Segundo ele, a expectativa é ter tanto data centers na rede pública quanto na privada. A sua previsão é de que haja data centers instalados no RN já no final de 2026 e em 2027. Enquanto isso, estruturas de armazenamento de dados menores já funcionam em instituições de ensino e indústrias potiguares.

Demanda elétrica

O RN se insere no crescimento da demanda por energia elétrica para conexão de data centers. Em junho deste ano, o Ministério de Minas e Energia registrou 52 pedidos de acesso à Rede Básica do Sistema Interligado Nacional (SIN) em cinco estados. O RN aparece com quatro pedidos em fase inicial para conexões, sendo uma em Riachuelo e três em Assú.

Em nota, o MME afirma que o estado “apresenta uma demanda potencial significativa no segmento de data centers, com quatro projetos protocolados e com análises em curso no MME, buscando acesso à Rede Básica do Sistema Interligado Nacional”. Os quatro projetos somam uma capacidade acumulada que pode alcançar aproximadamente 710 MW até 2038. No Brasil, conforme estimativas dos consumidores, a demanda máxima pode alcançar 13,2 GW até 2035.

“Sobre a questão dos prazos, na etapa sob responsabilidade do MME, desde a documentação inicial até a publicação da portaria reconhecendo a conexão como ponto de mínimo custo global, eles podem variar, dependendo do volume de projetos na fila de estudos em análise no Departamento, e da complexidade da avaliação técnica nos pontos de conexão solicitados”, explica a nota ministerial.

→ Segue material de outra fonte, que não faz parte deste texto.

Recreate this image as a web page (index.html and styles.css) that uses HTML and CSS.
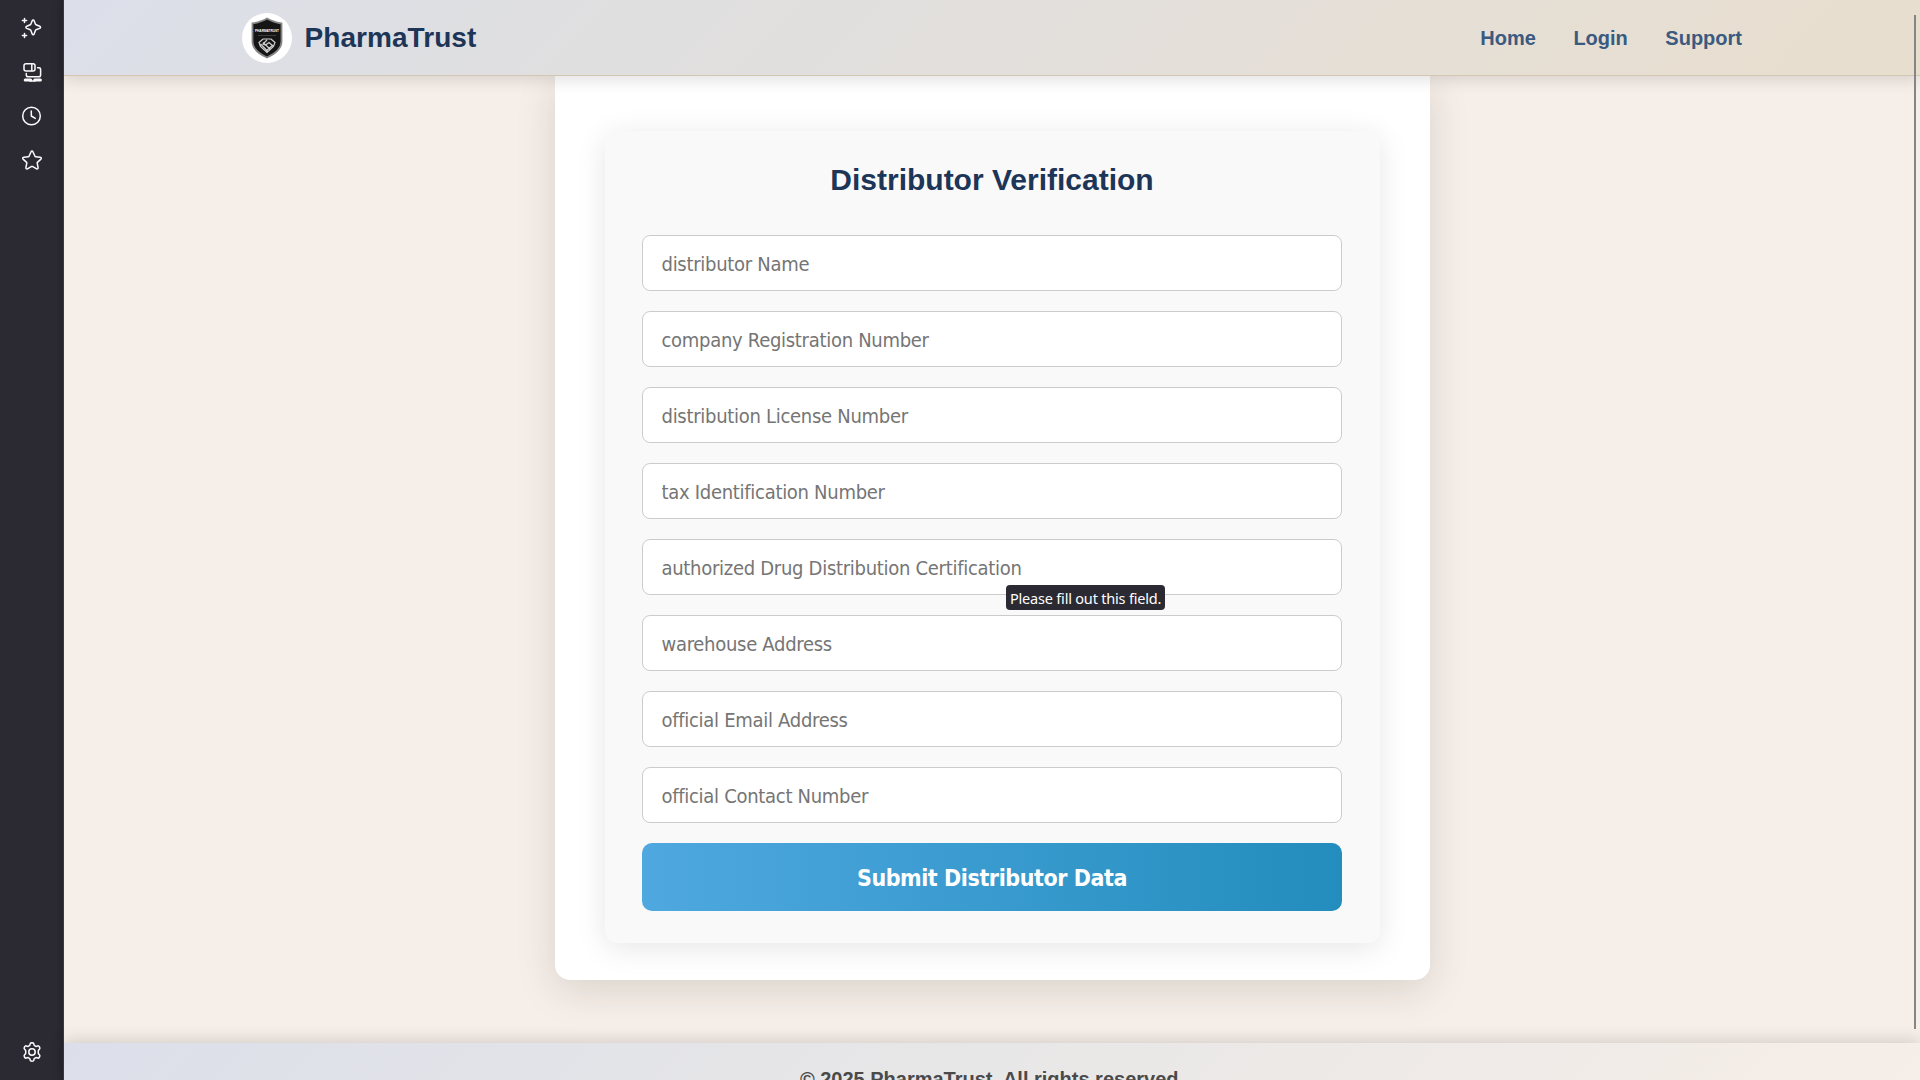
FILE: index.html
```html
<!DOCTYPE html>
<html lang="en">
<head>
<meta charset="utf-8">
<title>PharmaTrust</title>
<link rel="stylesheet" href="styles.css">
</head>
<body>
<div class="window">
  <aside class="sidebar">
    <svg class="tool" viewBox="0 0 20 20"><path d="M11.200 2.100c.4 0 .7.2.9.6l1.400 3.600 .5.5 3.700 1.500c1.100.5 1.100 1.700 0 2.100L14 11.800l-.5.5-1.400 3.700c-.4 1.100-1.500 1.100-1.900 0l-1.400-3.700-.5-.5-3.600-1.400c-1.100-.5-1.100-1.700 0-2.100l3.600-1.500.5-.5 1.400-3.600c.2-.4.600-.6 1-.6z"/><path d="M2.500.4v4.200M.4 2.500h4.200M2.500 15.400v4.200M.4 17.500h4.200"/></svg>
    <svg class="tool" viewBox="0 0 20 20"><rect x="2" y="1.700" width="11" height="7.400" rx="2"/><path d="M9.800 2.500v6"/><path d="M15.600 5.700h1.200c1.200 0 1.800.6 1.800 1.700v5.500c0 1.100-.6 1.800-1.800 1.800H6.100c-1.100 0-1.800-.7-1.800-1.800v-1.400"/><path class="thick" d="M3.200 18h5.500M12.700 18h5.700"/><path d="M8 19h5"/></svg>
    <svg class="tool" viewBox="0 0 20 20"><circle cx="9.500" cy="10" r="8.800"/><path d="M9.300 5v5l4 2.400"/></svg>
    <svg class="tool" viewBox="0 0 20 20"><path d="M9.100 1.700c.4-.8 1.400-.8 1.800 0l2.100 4.600c.1.300.3.400.6.400l4.700.6c1 .1 1.300 1.100.6 1.800l-3.500 3.300c-.2.200-.3.500-.2.800l.9 4.500c.2.900-.7 1.500-1.500 1.100l-4.200-2.400h-.8l-4.200 2.400c-.8.400-1.700-.2-1.500-1.100l.9-4.500c.1-.3 0-.6-.2-.8L1.100 9.100c-.7-.7-.4-1.700.6-1.800l4.700-.6c.3 0 .5-.1.600-.4z"/></svg>
    <svg class="tool settings" viewBox="0 0 20 20"><path d="M8.200 1.700c.3-1.200 3.300-1.200 3.600 0l.4 1.700 1.700 1 1.900-.5c1.200-.3 2.700 2.200 1.800 3.100L16.300 8.500v3l1.300 1.500c.9.900-.6 3.400-1.800 3.100l-1.900-.5-1.700 1-.4 1.700c-.3 1.200-3.300 1.200-3.600 0l-.4-1.700-1.700-1-1.900.5c-1.200.3-2.700-2.200-1.800-3.100l1.300-1.500v-3L2.400 7c-.9-.9.600-3.400 1.800-3.100l1.900.5 1.700-1z"/><circle cx="10" cy="10" r="3.200"/></svg>
  </aside>
  <div class="page">
    <header class="header">
      <div class="header-inner">
        <a class="brand">
          <svg class="logo" viewBox="0 0 50 50"><circle cx="25" cy="25" r="25" fill="#fff"/><path d="M25 5.500c4 2.500 9 4 14.500 5v18c0 7.500-7 12.500-14.500 16-7.500-3.500-14.500-8.500-14.500-16v-18c5.500-1 10.500-2.500 14.500-5z" fill="#151515" stroke="#858585" stroke-width="1.800"/><text x="25" y="18.500" textLength="24" lengthAdjust="spacingAndGlyphs" class="logo-text">PHARMATRUST</text><path d="M16 22.500h18" stroke="#3c3c3c"/><path d="M17 29.500l4-3.500h8l4 3.500-1.500 4-6.500 6-6.500-6zM18.500 31l7 7M21 29.500l7 6.500M31 32l-7 6M25 27l-4 4 2.500 1 3.500-2.500 4.500 4" fill="none" stroke="#d0d0d0" stroke-width="1.200"/></svg>
          <span class="brand-name">PharmaTrust</span>
        </a>
        <nav class="nav"><a>Home</a><a>Login</a><a>Support</a></nav>
      </div>
    </header>
    <main class="main">
      <section class="card">
        <form class="form">
          <h2 class="title">Distributor Verification</h2>
          <input class="field" placeholder="distributor Name">
          <input class="field" placeholder="company Registration Number">
          <input class="field" placeholder="distribution License Number">
          <input class="field" placeholder="tax Identification Number">
          <div class="field-wrap">
            <input class="field" placeholder="authorized Drug Distribution Certification">
            <span class="tooltip">Please fill out this field.</span>
          </div>
          <input class="field" placeholder="warehouse Address">
          <input class="field" placeholder="official Email Address">
          <input class="field" placeholder="official Contact Number">
          <button class="submit" type="button">Submit Distributor Data</button>
        </form>
      </section>
    </main>
    <footer class="footer">© 2025 PharmaTrust. All rights reserved.</footer>
    <div class="scrollbar"></div>
  </div>
</div>
</body>
</html>
```
FILE: styles.css
```css
* { box-sizing: border-box; }
body { margin: 0; font-family: "Liberation Sans", Arial, sans-serif; }
.window { display: flex; width: 100vw; height: 100vh; overflow: hidden; }

.sidebar {
  width: 64px; flex: none; padding: 18px 0;
  display: flex; flex-direction: column; align-items: center; gap: 24px;
  background: linear-gradient(90deg, #2b2a33 56px, #25242c 63px, #3b3a40 63px);
}
.tool { width: 20px; height: 20px; fill: none; stroke: #fbfbfe; stroke-width: 1.5; stroke-linecap: round; stroke-linejoin: round; overflow: visible; }
.tool .thick { stroke-width: 3; }
.settings { margin-top: auto; }

.page { position: relative; flex: 1; min-width: 0; display: flex; flex-direction: column; background: #f6eee8; }
.header {
  position: relative; z-index: 2; flex: none; height: 76px;
  background: linear-gradient(135deg, #dcdfea 0%, #dfdfe1 25%, #e3dfdb 55%, #e6dfd5 75%, #e8dece 100%);
  border-bottom: 1px solid #d3c6b3;
  box-shadow: 0 4px 15px rgba(0, 0, 0, .12);
}
.header-inner { width: 1500px; height: 100%; margin: 0 auto; display: flex; align-items: center; justify-content: space-between; }
.brand { display: flex; align-items: center; gap: 12.5px; }
.logo { width: 50px; height: 50px; }
.logo-text { font: bold 4px "Liberation Sans", sans-serif; fill: #fff; text-anchor: middle; }
.brand-name { font-size: 28px; font-weight: bold; letter-spacing: .06px; color: #1d3557; }
.nav { display: flex; gap: 37.5px; padding-top: 1px; font-size: 20px; font-weight: bold; color: #3b5a80; }

.main { flex: 1; min-height: 0; display: flex; justify-content: center; align-items: flex-start; }
.card {
  width: 875px; height: 904px; padding: 55px 50px 37px;
  background: #fff; border-radius: 0 0 15px 15px;
  box-shadow: 0 10px 40px rgba(30, 30, 10, .13);
}
.form {
  height: 812px; padding: 30px 37.5px 32px; border-radius: 12px; background: #f9f9f9;
  box-shadow: 0 5px 30px rgba(0, 0, 0, .1);
  display: flex; flex-direction: column; gap: 20px;
}
.title { margin: 0 0 17px; font-size: 30px; line-height: 37px; text-align: center; color: #1d3557; }
.field-wrap { position: relative; display: flex; }
.field {
  width: 100%; height: 56px; flex: none; padding: 1px 18.5px 0;
  border: 1px solid #ccc; border-radius: 8px; background: #fff;
  font-family: "DejaVu Sans Condensed", "DejaVu Sans", sans-serif; font-stretch: condensed; font-size: 20px; letter-spacing: -.29px;
}
.field::placeholder { color: #757575; opacity: 1; }
.tooltip {
  position: absolute; left: 364px; top: 46px; height: 25px; padding: 0 4px;
  border-radius: 4px; background: #2b2a33; color: #fff; white-space: nowrap;
  font: 14.5px/26px "Noto Sans", sans-serif; letter-spacing: -.2px;
}
.submit {
  height: 68px; flex: none; border: 0; border-radius: 10px; padding: 2px 0 0; color: #fff;
  background: linear-gradient(90deg, #4fa8e0, #238dbd);
  font: bold 23px "DejaVu Sans Condensed", "DejaVu Sans", sans-serif; font-stretch: condensed; letter-spacing: -.43px;
}
.footer {
  position: relative; flex: none; height: 37px; padding-top: 25px; text-align: center;
  background: linear-gradient(135deg, #dcdfea, #e8e7e7 50%, #f6eee8);
  box-shadow: 0 -4px 15px rgba(0, 0, 0, .12);
  font-size: 20px; line-height: 23px; font-weight: bold; color: #4a4a4a;
}
.scrollbar { position: absolute; z-index: 3; right: 4px; top: 15px; width: 2px; height: 1014px; background: #858585; }
```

Após a publicação da portaria, iniciam-se as demais etapas, sob a gestão do Operador Nacional do Sistema Elétrico (ONS) e da Agência Nacional de Energia Elétrica (Aneel) – a emissão do Parecer de Acesso, a assinatura do Contrato de Uso do Sistema de Transmissão (CUST) e a autorização da Agência.

“A viabilidade técnica e comercial da conexão depende, portanto, dessa análise e aprovação do ONS, e fatores de mercado, financiamento e estratégia empresarial são determinantes no processo de tomada de decisão de cada empresa”, conclui a nota.